REQUIREMENTS -> Tally the lines of the listing that contain the word "screenshot", then give the total and nothing else.

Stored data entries
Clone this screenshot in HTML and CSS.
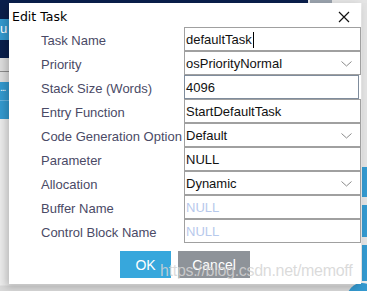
FILE: index.html
```html
<!DOCTYPE html>
<html>
<head>
	<meta charset="utf-8">
	<title>Edit Task</title>
	<link rel="stylesheet" href="styles.css">
</head>
<body>
	<div class="app">
		<div class="topbar">
			<div class="topbar-fill"></div>
			<div class="topbar-tab"></div>
			<div class="topbar-end"></div>
		</div>
		<div class="side">
			<div class="navy h16"></div>
			<div class="tile h21">u</div>
			<div class="navy h18"></div>
			<div class="gray h13"></div>
			<div class="line"></div>
			<div class="gray h10"></div>
			<div class="tile h18 dots">...</div>
			<div class="tile h18 sep"></div>
		</div>
		<div class="right-side">
			<div class="rs-gap h164"></div>
			<div class="rs-blue h30"></div>
			<div class="rs-gap h8"></div>
			<div class="rs-blue h32"></div>
			<div class="rs-gap h8"></div>
			<div class="rs-blue h36"></div>
		</div>
		<div class="corner"></div>
	</div>

	<div class="dialog">
		<div class="titlebar">
			<span class="title">Edit Task</span>
			<svg class="close" width="12" height="12" viewBox="0 0 12 12">
				<path d="M1 1 L11 11 M11 1 L1 11" stroke="#111" stroke-width="1.2" fill="none"/>
			</svg>
		</div>
		<div class="form">
			<label>Task Name</label>
			<div class="box"><span>defaultTask</span><span class="caret"></span></div>
			<label>Priority</label>
			<div class="box select">osPriorityNormal<svg class="chev" width="11" height="6" viewBox="0 0 11 6"><path d="M0.5 0.5 L5.5 5 L10.5 0.5" stroke="#8a8a8a" fill="none"/></svg></div>
			<label>Stack Size (Words)</label>
			<div class="box focus">4096</div>
			<label>Entry Function</label>
			<div class="box">StartDefaultTask</div>
			<label>Code Generation Option</label>
			<div class="box select">Default<svg class="chev" width="11" height="6" viewBox="0 0 11 6"><path d="M0.5 0.5 L5.5 5 L10.5 0.5" stroke="#8a8a8a" fill="none"/></svg></div>
			<label>Parameter</label>
			<div class="box">NULL</div>
			<label>Allocation</label>
			<div class="box select">Dynamic<svg class="chev" width="11" height="6" viewBox="0 0 11 6"><path d="M0.5 0.5 L5.5 5 L10.5 0.5" stroke="#8a8a8a" fill="none"/></svg></div>
			<label>Buffer Name</label>
			<div class="box muted">NULL</div>
			<label>Control Block Name</label>
			<div class="box muted">NULL</div>
		</div>
		<div class="buttons">
			<button class="btn ok">OK</button>
			<button class="btn cancel">Cancel</button>
		</div>
		<div class="watermark">https://blog.csdn.net/memoff</div>
	</div>
</body>
</html>
```

FILE: styles.css
```css
body{
	margin: 0;
	width: 367px;
	height: 291px;
	overflow: hidden;
	font-family: "Liberation Sans", Arial, sans-serif;
	background-color: #ececec;
	position: relative;
}
.app{
	width: 367px;
	height: 291px;
	position: relative;
	overflow: hidden;
	background: linear-gradient(to bottom, #ececec 0, #ececec 285px, #d9d9d9 286px);
}
.topbar{
	display: flex;
	height: 3px;
}
.topbar-fill{
	width: 308px;
	background-color: #0a1f4c;
}
.topbar-tab{
	width: 22px;
	background-color: #9aa3ad;
	margin-left: 2px;
}
.topbar-end{
	flex: 1;
	background-color: #e4e4e4;
}
.side{
	width: 9px;
	display: flex;
	flex-direction: column;
}
.navy{
	background-color: #0a1f4c;
}
.gray{
	background-color: #dedede;
}
.line{
	height: 1px;
	background-color: #8c8c8c;
}
.tile{
	background-color: #3499cf;
	color: #fff;
	font-size: 13px;
	line-height: 20px;
	overflow: hidden;
	white-space: nowrap;
}
.dots{
	font-size: 10px;
	letter-spacing: -1px;
	line-height: 12px;
}
.sep{
	border-top: 1px solid #6ab4de;
}
.h8{ height: 8px; }
.h10{ height: 10px; }
.h13{ height: 13px; }
.h16{ height: 16px; }
.h18{ height: 18px; }
.h21{ height: 21px; }
.h30{ height: 30px; }
.h32{ height: 32px; }
.h36{ height: 36px; }
.h164{ height: 164px; }
.right-side{
	position: absolute;
	right: 0;
	top: 3px;
	width: 5px;
	display: flex;
	flex-direction: column;
}
.rs-gap{
	background-color: #e2e2e2;
}
.rs-blue{
	background-color: #3499cf;
}
.corner{
	position: absolute;
	right: -10px;
	bottom: -22px;
	width: 30px;
	height: 30px;
	border-radius: 50%;
	background-color: #3499cf;
}
.dialog{
	position: absolute;
	left: 9px;
	top: 3px;
	width: 352px;
	height: 281px;
	background-color: #fff;
	box-shadow: -3px 3px 8px rgba(0,0,0,0.22);
}
.titlebar{
	height: 24px;
	display: flex;
	align-items: center;
	justify-content: space-between;
	padding: 0 11px 0 3px;
}
.title{
	font-family: "DejaVu Sans", sans-serif;
	font-size: 12.5px;
	color: #000;
	padding-top: 3px;
}
.close{
	margin-top: 3px;
}
.form{
	display: grid;
	grid-template-columns: 143px 177px;
	grid-auto-rows: 24px;
	padding-left: 32px;
}
label{
	font-size: 13px;
	color: #4a4a66;
	line-height: 24px;
	padding-top: 2px;
}
.box{
	border: 1px solid #a0a0a0;
	font-size: 13px;
	color: #111;
	line-height: 22px;
	padding-left: 1px;
	padding-top: 1px;
	display: flex;
	align-items: center;
	position: relative;
}
.focus{
	border-color: #7f8c9c;
	margin-right: 2px;
}
.muted{
	color: #b7c9ec;
}
.caret{
	width: 1px;
	height: 16px;
	background-color: #000;
	margin-left: 1px;
}
.chev{
	position: absolute;
	right: 8px;
	top: 9px;
}
.buttons{
	display: flex;
	gap: 7px;
	padding-left: 111px;
	margin-top: 8px;
}
.btn{
	height: 27px;
	border: none;
	color: #fff;
	font-family: "Liberation Sans", Arial, sans-serif;
	font-size: 14px;
	padding: 0;
}
.ok{
	width: 51px;
	background-color: #37a7dc;
}
.cancel{
	width: 72px;
	background-color: #8e9399;
}
.watermark{
	position: absolute;
	left: 151px;
	top: 259px;
	font-size: 16px;
	color: rgba(212,212,212,0.85);
	white-space: nowrap;
	letter-spacing: -0.3px;
}
```
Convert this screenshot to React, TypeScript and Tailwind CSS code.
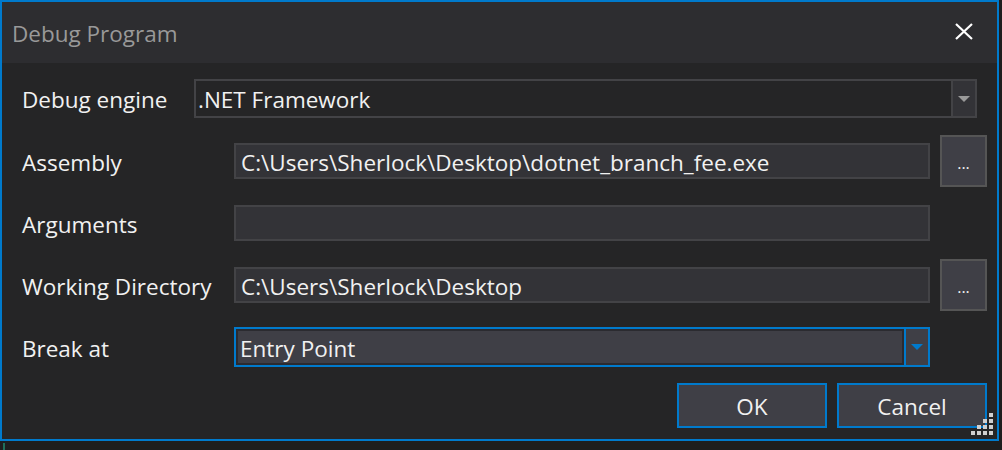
import React from 'react';

function BrowseButton() {
  return (
    <button className="w-[47px] h-[52px] bg-[#3f3f46] border-2 border-[#555555] text-[#f1f1f1] text-[16px] leading-none flex items-end justify-center pb-[14px]">
      ...
    </button>
  );
}

function TextBox({ value }: { value?: string }) {
  return (
    <div className="w-[696px] h-[36px] bg-[#333337] border-2 border-[#434346] flex items-center pl-[5px] pt-[3px] text-[#f1f1f1] whitespace-nowrap">
      {value}
    </div>
  );
}

function ResizeGrip() {
  const dots = [
    [18, 0],
    [12, 6], [18, 6],
    [6, 12], [12, 12], [18, 12],
    [0, 18], [6, 18], [12, 18], [18, 18],
  ];
  return (
    <svg className="absolute right-[4px] bottom-[4px]" width="22" height="22" viewBox="0 0 22 22">
      {dots.map(([x, y], i) => (
        <rect key={i} x={x} y={y} width="4" height="4" fill="#d0d0d0" />
      ))}
    </svg>
  );
}

export default function App() {
  return (
    <div className="w-[1002px] h-[450px] bg-[#1e1e1e] relative font-['Open_Sans',sans-serif] text-[22.5px] leading-[1.3]">
      <div className="w-[999px] h-[441px] border-2 border-[#007acc] bg-[#252526] flex flex-col relative">
        {/* Title bar */}
        <div className="h-[61px] bg-[#2d2d30] flex items-center justify-between pl-[10px] pr-[24px]">
          <span className="text-[#999999] pt-[3px]">Debug Program</span>
          <svg width="18" height="17" viewBox="0 0 18 17" className="mt-[-3px]">
            <path d="M1 1 L17 16 M17 1 L1 16" stroke="#ffffff" strokeWidth="2.2" />
          </svg>
        </div>

        <div className="flex flex-col pl-[20px] pr-[10px] text-[#f1f1f1]">
          {/* Debug engine */}
          <div className="flex items-center mt-[16px] h-[39px]">
            <span className="w-[172px] pt-[3px] whitespace-nowrap">Debug engine</span>
            <div className="w-[783px] h-[39px] border-2 border-[#434346] flex">
              <div className="flex-1 flex items-center pl-[2px] pt-[3px] whitespace-nowrap">.NET Framework</div>
              <div className="w-[24px] bg-[#333337] border-l-2 border-[#434346] flex items-center justify-center">
                <svg width="12" height="6" viewBox="0 0 12 6">
                  <path d="M0 0 H12 L6 6 Z" fill="#999999" />
                </svg>
              </div>
            </div>
          </div>

          {/* Assembly */}
          <div className="flex items-center h-[52px] mt-[17px]">
            <span className="w-[212px] pt-[3px]">Assembly</span>
            <TextBox value="C:\Users\Sherlock\Desktop\dotnet_branch_fee.exe" />
            <div className="ml-[10px]"><BrowseButton /></div>
          </div>

          {/* Arguments */}
          <div className="flex items-center h-[52px] mt-[10px]">
            <span className="w-[212px] pt-[3px]">Arguments</span>
            <TextBox />
          </div>

          {/* Working Directory */}
          <div className="flex items-center h-[52px] mt-[10px]">
            <span className="w-[212px] pt-[3px] whitespace-nowrap">Working Directory</span>
            <TextBox value="C:\Users\Sherlock\Desktop" />
            <div className="ml-[10px]"><BrowseButton /></div>
          </div>

          {/* Break at */}
          <div className="flex items-center h-[52px] mt-[10px]">
            <span className="w-[212px] pt-[3px]">Break at</span>
            <div className="w-[696px] h-[40px] border-2 border-[#007acc] flex bg-[#3f3f46]">
              <div className="flex-1 flex items-center pl-[2px] pt-[3px] border-2 border-[#2b2b30] whitespace-nowrap">Entry Point</div>
              <div className="w-[24px] border-l-2 border-[#007acc] flex items-center justify-center">
                <svg width="12" height="6" viewBox="0 0 12 6">
                  <path d="M0 0 H12 L6 6 Z" fill="#007acc" />
                </svg>
              </div>
            </div>
          </div>

          {/* Buttons */}
          <div className="flex justify-end gap-[10px] mt-[10px]">
            <button className="w-[150px] h-[45px] bg-[#3f3f46] border-2 border-[#007acc] text-[#f1f1f1] pt-[2px]">OK</button>
            <button className="w-[150px] h-[45px] bg-[#3f3f46] border-2 border-[#007acc] text-[#f1f1f1] pt-[2px]">Cancel</button>
          </div>
        </div>
        <ResizeGrip />
      </div>
      <div className="absolute left-[3px] top-[443px] w-[2px] h-[7px] bg-[#1f6f5a]" />
    </div>
  );
}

THE SOLUTION -> 2